The verb need/needs is also used a startling 21 times in the speech. Thus 'we need':

  • a compelling positive case for the European Union
  • bold strokes
  • to deepen cooperation and incentivise reform
  • to diversify our energy supplies
  • more solidarity between Member States
  • to prepare better for energy shortfalls
  • to make G3 cooperation – US, China and the EU - work
  • to get better at formulating genuine strategic responses to the really difficult policy questions
  • to be a key player on the global stage 

This strange repetitive exhortatory language detached from any real analysis of the problems is reminiscent of the communist apparatchik from Party HQ standing on a barren collective farm field and addressing the workers.

He hectors them to even greater efforts to bring about the triumph of socialist productivity. They stare blankly at him, lost in their own thoughts and the disappointed emptiness of their blighted lives.

The fact is that after twelve years of New Labour diligence and all sorts of ringing EU declarations, all these basic issues as described by the Foreign Secretary are unresolved.

So maybe the real point is that there 'must' be a reason for that?

And that maybe the political elites round Europe 'need' to think about that rather more deeply than has been the case? 

Older comments:
26th June 2009
Max Atkinson
It's good to see from this and your other recent posts on the Miliband speech that I am not alone in subjecting speeches to detailed scrutiny and analysis.

One thing you've demonstrated is that FCO officials are in dire NEED of some training in speech-writing and really MUST do something about it (on which, perhaps, we should submit a proposal offering to help).
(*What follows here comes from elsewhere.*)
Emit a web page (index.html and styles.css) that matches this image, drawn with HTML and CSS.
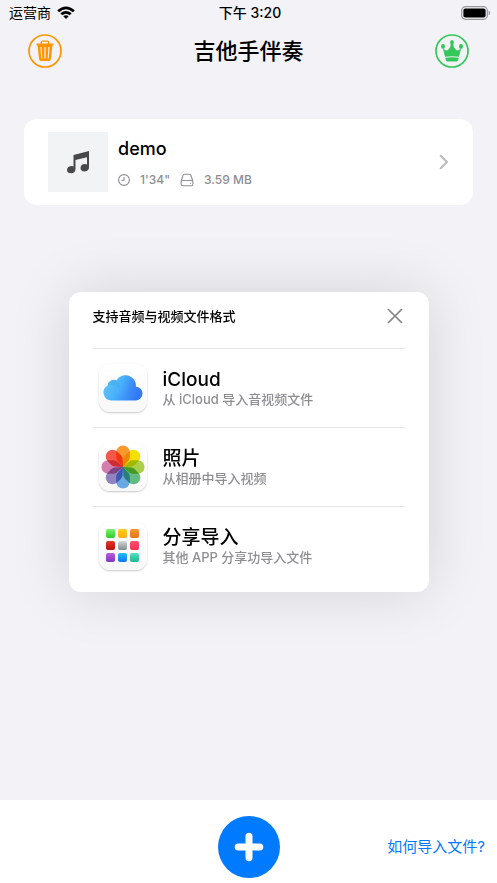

Another is that Miliband's speech writers, like Gordon Brown's, are ignoring a rather important lesson about simplification from Winston Churchill, and NEED to realise that they MUST not pack far too much detail into their scripts. For more on which, see http://maxatkinson.blogspot.com/2009/04/gordon-browns-g20-address-ignores.html
29th June 2009
Yes, but isn't the invoking of a 'we' of critical importance in the European context? How else does one draft a speech calling for positive measures to be taken other than to address one's audience?